ESSA to pay $3 million in settlement
Stroudsburg-based ESSA Bank & Trust will pay $3 million over allegations that it discriminated against Black and Hispanic neighborhoods around Philadelphia.
United States Attorney Jacqueline C. Romero announced that the U.S. Department of Justice’s Civil Rights Division and the U.S. Attorney’s Office for the Eastern District of Pennsylvania filed a proposed consent order to resolve allegations that the company engaged in a pattern or practice of lending discrimination by “redlining” majority-Black and Hispanic neighborhoods around Philadelphia.
“Redlining” is an illegal practice in which lenders avoid providing credit services to individuals living in communities of color because of the race, color or national origin of residents there. The Fair Housing Act and the Equal Credit Opportunity Act prohibit financial institutions from discriminating on such bases when providing mortgage lending services.

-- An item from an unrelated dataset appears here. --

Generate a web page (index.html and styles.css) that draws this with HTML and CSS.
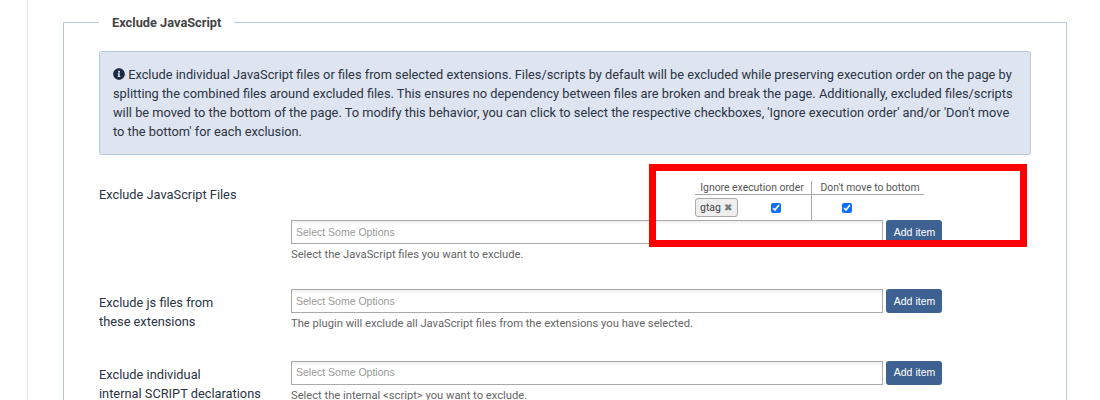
FILE: index.html
```html
<!DOCTYPE html>
<html lang="en">
<head>
<meta charset="utf-8">
<title>Exclude JavaScript</title>
<link rel="stylesheet" href="styles.css">
</head>
<body>
<div class="page">
  <fieldset class="panel">
    <legend>Exclude JavaScript</legend>
    <div class="notice">
      <svg class="info" viewBox="0 0 512 512" aria-hidden="true"><path d="M256 8C119 8 8 119 8 256s111 248 248 248 248-111 248-248S393 8 256 8zm0 110c23 0 42 19 42 42s-19 42-42 42-42-19-42-42 19-42 42-42zm56 254c0 7-5 12-12 12h-88c-7 0-12-5-12-12v-24c0-7 5-12 12-12h12v-64h-12c-7 0-12-5-12-12v-24c0-7 5-12 12-12h64c7 0 12 5 12 12v100h12c7 0 12 5 12 12v24z"/></svg>
      Exclude individual JavaScript files or files from selected extensions. Files/scripts by default will be excluded while preserving execution order on the page by splitting the combined files around excluded files. This ensures no dependency between files are broken and break the page. Additionally, excluded files/scripts will be moved to the bottom of the page. To modify this behavior, you can click to select the respective checkboxes, 'Ignore execution order' and/or 'Don't move to the bottom' for each exclusion.
    </div>

    <div class="row row-first">
      <div class="label label-first">Exclude JavaScript Files</div>
      <div class="field">
        <table class="exclusions">
          <thead>
            <tr><th class="col-a">Ignore execution order</th><th class="col-b">Don't move to bottom</th></tr>
          </thead>
          <tbody>
            <tr>
              <td class="col-a">
                <div class="cell-a">
                  <span class="tag">gtag <span class="tag-x">✖</span></span>
                  <input class="check check-a" type="checkbox" checked>
                </div>
              </td>
              <td class="col-b"><input class="check" type="checkbox" checked></td>
            </tr>
          </tbody>
        </table>
        <div class="control">
          <div class="select">Select Some Options</div>
          <button class="add" type="button">Add item</button>
        </div>
        <p class="hint">Select the JavaScript files you want to exclude.</p>
      </div>
    </div>

    <div class="row row-second">
      <div class="label">Exclude js files from<br>these extensions</div>
      <div class="field">
        <div class="control">
          <div class="select">Select Some Options</div>
          <button class="add" type="button">Add item</button>
        </div>
        <p class="hint">The plugin will exclude all JavaScript files from the extensions you have selected.</p>
      </div>
    </div>

    <div class="row row-third">
      <div class="label">Exclude individual<br>internal SCRIPT declarations</div>
      <div class="field">
        <div class="control">
          <div class="select">Select Some Options</div>
          <button class="add" type="button">Add item</button>
        </div>
        <p class="hint">Select the internal &lt;script&gt; you want to exclude.</p>
      </div>
    </div>
  </fieldset>
  <div class="highlight"></div>
</div>
</body>
</html>
```
FILE: styles.css
```css
html, body {
  margin: 0;
  height: 400px;
  overflow: hidden;
  background: #fff;
}
body {
  font-family: Roboto, "Liberation Sans", sans-serif;
  font-size: 12.8px;
  color: #333;
}
.page {
  position: relative;
  margin-left: 27px;
  width: 1040px;
  height: 400px;
  padding: 12px 0 0 35px;
  box-sizing: border-box;
  border-left: 1px solid #dfe6f1;
}
.panel {
  margin: 0;
  padding: 19px 35px 0;
  width: 1004px;
  height: 500px;
  box-sizing: border-box;
  border: 1px solid #b6c7e0;
  border-bottom: 0;
  min-width: 0;
}
.panel legend {
  margin-left: 0;
  padding: 2px 13px 0;
  font-size: 12.8px;
  font-weight: 700;
  line-height: 18px;
  color: #444;
}
.notice {
  box-sizing: border-box;
  width: 932px;
  height: 104px;
  padding: 13px 13px;
  font-size: 12.8px;
  line-height: 19px;
  color: #2b3445;
  background: #dee4f0;
  border: 1px solid #b6c7e0;
  border-radius: 3px;
}
.info {
  width: 12px;
  height: 12px;
  vertical-align: -1px;
  fill: #1c2a44;
}
.row {
  display: flex;
}
.row-first {
  margin-top: 26px;
}
.row-second {
  margin-top: 27px;
}
.row-third {
  margin-top: 30px;
}
.row-third .select {
  line-height: 20px;
}
.row-third .add {
  padding-bottom: 2px;
}
.label {
  width: 192px;
  padding-top: 4px;
  flex: none;
  font-size: 12.8px;
  line-height: 19px;
  color: #2b3445;
}
.label-first {
  padding-top: 4px;
}
.field {
  flex: 1;
}
.exclusions {
  margin-left: 404px;
  height: 39px;
  border-collapse: collapse;
  table-layout: fixed;
  width: 229px;
}
.exclusions th {
  height: 13px;
  padding: 0;
  font-size: 10.4px;
  font-weight: 400;
  line-height: 13px;
  text-align: center;
  color: #555;
  border-bottom: 1px solid #aaa;
}
.exclusions th.col-a {
  width: 114px;
  padding-right: 2px;
}
.exclusions th.col-b {
  padding-left: 4px;
}
.exclusions td {
  padding: 0;
  height: 25px;
}
.col-a {
  border-right: 1px solid #aaa;
}
.col-b {
  text-align: center;
}
.exclusions td.col-b {
  padding-right: 42px;
  padding-top: 1px;
  height: 24px;
}
.cell-a {
  display: flex;
  align-items: center;
}
.tag {
  box-sizing: border-box;
  display: inline-flex;
  align-items: center;
  gap: 3px;
  width: 43px;
  height: 19px;
  padding-left: 4px;
  font-size: 10.5px;
  color: #444;
  background: #eee;
  border: 1px solid #aaa;
  border-radius: 3px;
}
.tag-x {
  font-size: 10px;
  line-height: 10px;
  color: #777;
}
.check {
  width: 10px;
  height: 10px;
  margin: 0;
  accent-color: #0d6efd;
}
.check-a {
  margin-left: 33px;
  margin-top: 1px;
}
.control {
  display: flex;
  gap: 3px;
}
.select {
  box-sizing: border-box;
  width: 592px;
  height: 24px;
  padding-left: 4px;
  font-family: "Liberation Sans", sans-serif;
  font-size: 10.5px;
  line-height: 22px;
  color: #999;
  background: linear-gradient(#eee 0, #fff 4px);
  border: 1px solid #aaa;
}
.add {
  width: 56px;
  height: 24px;
  padding: 0 0 0 1px;
  font-family: "Liberation Sans", sans-serif;
  font-size: 10.5px;
  color: #fff;
  background: #3d6190;
  border: 0;
  border-radius: 3px;
}
.hint {
  margin: 4px 0 0;
  font-size: 11.2px;
  line-height: 14px;
  color: #666;
}
.highlight {
  position: absolute;
  left: 621px;
  top: 164px;
  width: 378px;
  height: 83px;
  box-sizing: border-box;
  border: 7px solid #f00;
}
```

The department began investigating ESSA’s lending practices after receiving a Federal Deposit Insurance Corp. referral. ESSA fully cooperated with the investigation.
The complaint alleges that from at least 2017 to 2021, ESSA failed to provide mortgage lending services to (and did not serve the credit needs of) majority-Black and Hispanic neighborhoods in and around Philadelphia; inadequately staffed loan officers to cover the bank’s branches in those neighborhoods; and lending advertising targeted majority-white areas while avoiding Philadelphia County.
“This settlement reflects our business decision to avoid the costs, uncertainties and distractions of litigation,” said Gary S. Olson, president and CEO of ESSA.
Olson observed that “during the time period covered by the government’s complaint, ESSA did not receive a single fair lending complaint from any customer or potential customer,” noting further that in 2018 (within the time covered by the government’s Complaint), ESSA opened a branch and business center in downtown Allentown, in a majority minority census tract.
Under the consent order, ESSA agrees to invest more than $3 million to increase credit opportunities in majority-Black and Hispanic neighborhoods in the bank’s lending area.
ESSA will provide a $2.92 million in a loan subsidy fund to increase access to home mortgage, home improvement, home refinance, and home equity loans and lines of credit; $125,000 on community partnerships to provide services that increase residential mortgage credit access within a five-mile radius of the Upper Darby and Lansdowne branches; and $250,000 on advertising, outreach, consumer financial education, and credit counseling to expand the Bank’s services within that radius.
ESSA also agrees: to assess and report on its fair lending program; to train staff on the Bank’s obligations under the consent order; to complete a community credit needs assessment and remedial plan; to maintain a Fair Lending Committee and a Community Development Officer; and to hire two new mortgage loan officers to serve its Upper Darby and Lansdowne branches.
The consent order is subject to court approval.
The bank has branches in Brodheadsville and throughout Monroe County and the Lehigh Valley.